Hace unos días descubrí que un libro publicado en 1972, importante para un trabajo que estoy haciendo, estaba en la Biblioteca Nacional en Santiago. Venia rastreándolo y no aparecía en portales de venta de libros usados. Tampoco aparecía reeditado. En el portal de la Biblioteca, en cambio, el libro figuraba correctamente catalogado y, además, disponible.

Había un problema. Yo no estaba en Santiago. (No estaba ni estaría hasta cierto tiempo). Había un segundo problema. La persona que habitualmente me representa amorosamente en estos casos, ya había trabajado este mes en calidad de “representante” y no me parecía hacerle un nuevo encargo.

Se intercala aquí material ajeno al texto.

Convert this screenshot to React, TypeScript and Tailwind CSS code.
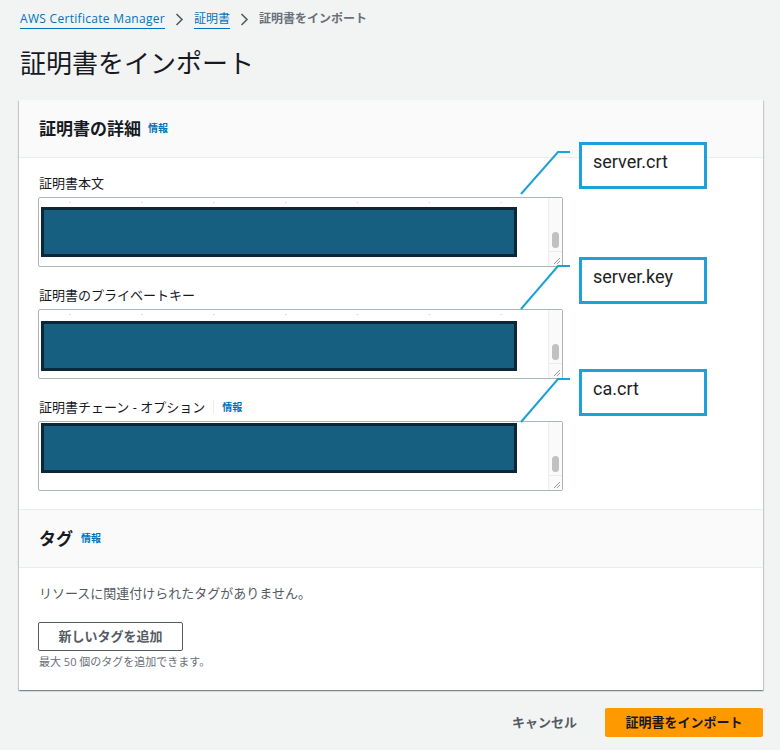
import React from "react";

const jp = { fontFamily: '"Open Sans", "Noto Sans CJK JP", sans-serif' };

function Info({ ml }: { ml: number }) {
  return (
    <span className="text-[10px] font-bold text-[#0073bb]" style={{ marginLeft: ml }}>
      情報
    </span>
  );
}

function FakeTextarea({ rectTop, rectH }: { rectTop: number; rectH: number }) {
  return (
    <div className="relative w-[525px] h-[70px] border border-[#aab7b8] rounded-[2px] bg-white overflow-hidden">
      <div className="absolute left-[30px] right-[60px] top-[1px] flex justify-between text-[6px] text-[#333] leading-none">
        <span>·</span><span>·</span><span>·</span><span>·</span><span>·</span><span>·</span><span>·</span>
      </div>
      <div
        className="absolute left-[2px] w-[476px] bg-[#175f80] border-[3px] border-[#0b2838]"
        style={{ top: rectTop, height: rectH }}
      />
      <div className="absolute right-0 top-0 bottom-0 w-[14px] bg-[#fafafa] border-l border-[#ececec] flex flex-col">
        <div className="flex-1 relative">
          <div className="absolute left-[3px] bottom-[3px] w-[7px] h-[16px] rounded-full bg-[#c1c1c1]" />
        </div>
        <div className="h-[15px] border-t border-[#ececec] relative">
          <svg className="absolute right-[1px] bottom-[1px]" width="8" height="8" viewBox="0 0 8 8">
            <path d="M7 1 L1 7 M7 4 L4 7" stroke="#999" strokeWidth="1" />
          </svg>
        </div>
      </div>
    </div>
  );
}

function Callout({ top, label }: { top: number; label: string }) {
  return (
    <div
      className="absolute left-[579px] w-[128px] h-[47px] border-[3px] border-[#1da1d9] bg-white pl-[11px] pt-[5px] text-[18px] leading-[24px] text-[#222]"
      style={{ top, fontFamily: "Roboto, sans-serif" }}
    >
      {label}
    </div>
  );
}

export default function App() {
  return (
    <div className="relative w-[780px] h-[750px] bg-[#f2f3f3] overflow-hidden" style={jp}>
      {/* breadcrumb */}
      <div className="h-[40px] pl-[20px] pt-[10px] flex items-start text-[12px] leading-[18px]">
        <span className="text-[#0073bb] border-b border-[#0073bb] tracking-[0.3px]">AWS Certificate Manager</span>
        <svg className="mx-[10px] mt-[3px]" width="9" height="13" viewBox="0 0 9 13">
          <path d="M1.5 1 L7 6.5 L1.5 12" stroke="#545b64" strokeWidth="1.6" fill="none" />
        </svg>
        <span className="text-[#0073bb] border-b border-[#0073bb]">証明書</span>
        <svg className="mx-[10px] mt-[3px]" width="9" height="13" viewBox="0 0 9 13">
          <path d="M1.5 1 L7 6.5 L1.5 12" stroke="#545b64" strokeWidth="1.6" fill="none" />
        </svg>
        <span className="text-[#687078] font-bold">証明書をインポート</span>
      </div>
      <h1 className="pl-[20px] h-[60px] pt-[5px] text-[26px] leading-[36px] text-[#16191f] font-normal">
        証明書をインポート
      </h1>

      {/* card */}
      <div className="ml-[19px] w-[744px] bg-white shadow-[0_1px_1px_0_rgba(0,28,36,0.3),1px_1px_1px_0_rgba(0,28,36,0.15),-1px_1px_1px_0_rgba(0,28,36,0.15)]">
        <div className="h-[58px] bg-[#fafafa] border-b border-[#eaeded] px-[20px] flex items-center">
          <span className="text-[17px] font-bold text-[#16191f]">証明書の詳細</span>
          <Info ml={7} />
        </div>
        <div className="px-[19px] pt-[16px] pb-[18px]">
          <div className="pl-[1px] text-[13px] leading-[18px] text-[#16191f] mb-[5px]">証明書本文</div>
          <FakeTextarea rectTop={9} rectH={50} />
          <div className="pl-[1px] mt-[19px] text-[13px] leading-[18px] text-[#16191f] mb-[5px]">証明書のプライベートキー</div>
          <FakeTextarea rectTop={11} rectH={50} />
          <div className="pl-[1px] mt-[19px] text-[13px] leading-[18px] text-[#16191f] mb-[5px] flex items-center">
            <span>証明書チェーン - オプション</span>
            <span className="ml-[8px] w-px h-[14px] bg-[#eaeded]" />
            <span className="text-[10px] font-bold text-[#0073bb] ml-[8px]">情報</span>
          </div>
          <FakeTextarea rectTop={1} rectH={50} />
        </div>
        <div className="h-[59px] bg-[#fafafa] border-t border-b border-[#eaeded] px-[20px] flex items-center">
          <span className="text-[17px] font-bold text-[#16191f]">タグ</span>
          <Info ml={8} />
        </div>
        <div className="px-[19px] pt-[16px] pb-[20px]">
          <div className="pl-[1px] text-[13px] leading-[18px] text-[#545b64]">リソースに関連付けられたタグがありません。</div>
          <button className="mt-[20px] w-[145px] h-[29px] border border-[#545b64] rounded-[2px] bg-white text-[13px] font-bold text-[#545b64]">
            新しいタグを追加
          </button>
          <div className="pl-[1px] mt-[3px] text-[11px] leading-[16px] text-[#687078]">最大 50 個のタグを追加できます。</div>
        </div>
      </div>

      {/* footer */}
      <div className="mt-[18px] pr-[17px] flex justify-end items-center">
        <span className="text-[13px] font-bold text-[#545b64] mr-[28px]">キャンセル</span>
        <button className="w-[158px] h-[29px] bg-[#ff9900] rounded-[2px] text-[13px] font-bold text-[#16191f]">
          証明書をインポート
        </button>
      </div>

      {/* annotations */}
      <svg className="absolute left-0 top-0 pointer-events-none" width="780" height="750">
        <path d="M570 152 L558 152 L521 194" stroke="#1da1d9" strokeWidth="2" fill="none" />
        <path d="M570 266 L558 266 L521 309" stroke="#1da1d9" strokeWidth="2" fill="none" />
        <path d="M570 379 L558 379 L521 422" stroke="#1da1d9" strokeWidth="2" fill="none" />
      </svg>
      <Callout top={142} label="server.crt" />
      <Callout top={257} label="server.key" />
      <Callout top={369} label="ca.crt" />
    </div>
  );
}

Pensé mejor la cosa. Lo que yo más necesitaba en relación a ese libro (un libro basado en hechos reales) era verificar la presencia de una persona en el relato. La cuestión era simple: este libro, que se llama así, editado en, escrito por y que trata de, ¿menciona o no menciona a XX? Ese era el dato que yo necesitaba saber con relativa urgencia e independientemente del interés que me despertaba el libro (mencionara o no mencionara a XX).

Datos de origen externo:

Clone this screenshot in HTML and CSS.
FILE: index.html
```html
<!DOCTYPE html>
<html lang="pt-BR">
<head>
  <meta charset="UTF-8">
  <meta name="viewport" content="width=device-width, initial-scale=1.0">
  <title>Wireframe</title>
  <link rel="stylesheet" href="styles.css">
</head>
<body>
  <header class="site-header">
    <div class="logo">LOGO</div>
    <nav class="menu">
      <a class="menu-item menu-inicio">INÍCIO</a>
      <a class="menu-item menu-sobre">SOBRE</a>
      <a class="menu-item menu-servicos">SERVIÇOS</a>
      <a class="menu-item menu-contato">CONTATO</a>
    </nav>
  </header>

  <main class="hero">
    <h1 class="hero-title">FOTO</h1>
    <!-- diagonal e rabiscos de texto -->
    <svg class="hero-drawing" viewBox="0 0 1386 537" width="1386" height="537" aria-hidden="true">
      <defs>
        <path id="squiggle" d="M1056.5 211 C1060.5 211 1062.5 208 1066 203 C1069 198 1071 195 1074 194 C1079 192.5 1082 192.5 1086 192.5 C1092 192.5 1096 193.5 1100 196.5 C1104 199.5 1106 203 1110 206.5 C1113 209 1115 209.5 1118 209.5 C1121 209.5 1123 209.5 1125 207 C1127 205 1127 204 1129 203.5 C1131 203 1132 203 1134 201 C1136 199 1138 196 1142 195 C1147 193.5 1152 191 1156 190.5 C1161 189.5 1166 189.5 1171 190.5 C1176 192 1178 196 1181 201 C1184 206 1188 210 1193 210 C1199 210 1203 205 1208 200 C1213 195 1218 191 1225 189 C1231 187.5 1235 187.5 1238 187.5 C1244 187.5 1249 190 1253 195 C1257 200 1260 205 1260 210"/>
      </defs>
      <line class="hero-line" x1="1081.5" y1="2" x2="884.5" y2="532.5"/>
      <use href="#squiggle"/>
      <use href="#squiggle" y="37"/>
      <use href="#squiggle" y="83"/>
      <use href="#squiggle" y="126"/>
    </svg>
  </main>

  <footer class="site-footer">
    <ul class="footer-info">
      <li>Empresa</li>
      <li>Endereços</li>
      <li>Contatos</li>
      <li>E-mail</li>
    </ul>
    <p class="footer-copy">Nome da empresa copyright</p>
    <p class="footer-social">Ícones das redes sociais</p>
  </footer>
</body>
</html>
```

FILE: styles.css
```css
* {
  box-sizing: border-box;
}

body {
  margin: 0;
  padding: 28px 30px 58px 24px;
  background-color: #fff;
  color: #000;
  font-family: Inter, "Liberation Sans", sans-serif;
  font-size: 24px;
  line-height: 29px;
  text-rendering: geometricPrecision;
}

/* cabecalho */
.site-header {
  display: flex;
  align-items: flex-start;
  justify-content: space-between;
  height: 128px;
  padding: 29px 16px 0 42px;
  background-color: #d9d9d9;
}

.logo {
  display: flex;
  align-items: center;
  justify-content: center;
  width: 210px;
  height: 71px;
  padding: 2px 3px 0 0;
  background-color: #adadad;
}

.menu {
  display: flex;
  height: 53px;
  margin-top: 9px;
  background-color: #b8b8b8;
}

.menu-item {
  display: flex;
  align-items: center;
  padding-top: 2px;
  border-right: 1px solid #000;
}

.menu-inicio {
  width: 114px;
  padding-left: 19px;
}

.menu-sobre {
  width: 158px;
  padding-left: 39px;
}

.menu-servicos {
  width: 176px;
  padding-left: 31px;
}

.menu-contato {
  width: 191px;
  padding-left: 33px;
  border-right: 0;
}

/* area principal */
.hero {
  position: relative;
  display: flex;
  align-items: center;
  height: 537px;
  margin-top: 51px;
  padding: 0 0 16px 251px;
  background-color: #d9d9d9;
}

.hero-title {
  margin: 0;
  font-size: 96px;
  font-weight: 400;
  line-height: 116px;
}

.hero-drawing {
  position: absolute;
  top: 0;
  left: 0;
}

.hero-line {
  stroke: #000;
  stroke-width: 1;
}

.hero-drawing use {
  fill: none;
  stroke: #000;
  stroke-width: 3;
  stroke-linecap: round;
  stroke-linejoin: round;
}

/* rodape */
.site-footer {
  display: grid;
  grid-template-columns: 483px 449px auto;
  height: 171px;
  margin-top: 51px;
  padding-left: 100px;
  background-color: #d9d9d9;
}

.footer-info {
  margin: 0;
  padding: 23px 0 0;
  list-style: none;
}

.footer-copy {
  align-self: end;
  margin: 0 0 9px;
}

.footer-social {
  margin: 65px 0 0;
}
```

Entonces se me vino en mente el nombre de una amiga. Valeria. Sólo Valeria (en ausencia de mi representante legal) podía tener las cualidades requeridas para hacer ese trabajo. Sin duda el tema podía interesarle. Sin duda Valeria amaba los libros tanto o más que yo. Sin duda Valeria tenía el humor necesario, además del cariño, para decidir que un día de reposo podía ser dedicado a las excentricidades de una amiga.

Quizás sea porque siendo jóvenes nos tocó estar sentadas en un mismo banco, escuchar a los mismos profesores, redactar composiciones sobre mismos temas, tomar el lápiz y encarar la hoja blanca a la misma hora, padecer de ciertas nostalgias, imaginar ciertas compensaciones, reírnos de ciertas ocurrencias, el hecho es que me parecía que Valeria podía no formalizarse con el pedido e incluso tomarlo con cierta naturalidad. Cosa que hizo. Y eso fue lo primero que, desde lejos, le agradecí. La naturalidad con que se lo tomó, como si hubiera en el pedido una suerte de evidencia. Como si una persona pudiera, y fuera cosa normal, leer un libro en lugar de otra.

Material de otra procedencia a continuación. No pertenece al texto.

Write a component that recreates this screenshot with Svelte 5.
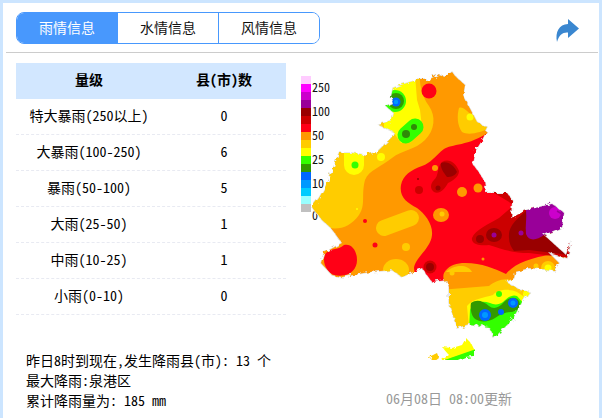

Ese día vi muchas cosas. Un limonero, una taza de café, el cielo gris, la Luna, una pantalla de computador con un texto adentro y una nota al pie que estaba esperando la respuesta de Valeria. Entre una cosa y otra, la vi también a Valeria, me la imaginé entrando en la biblioteca, pidiendo el libro, tomándolo con sus manos, abriéndolo. Y pensé también que la escena era posible no tanto por todo ese pasado que ambas ya teníamos detrás el día de abril en que nos conocimos sino porque desde ese día en adelante siempre pusimos los ojos en las mismas cosas. (Me gusta pensar que es también lo que aprendimos a mirar juntas lo que hace que Valeria pudo prestarme sus ojos).

La respuesta llegó precisa. Junto con una serie de fotocopias debidamente fotografiadas y mandadas por correo electrónico para que yo también pudiera recorrer parte del libro que –ahora estaba segura– no lo nombraba a XX.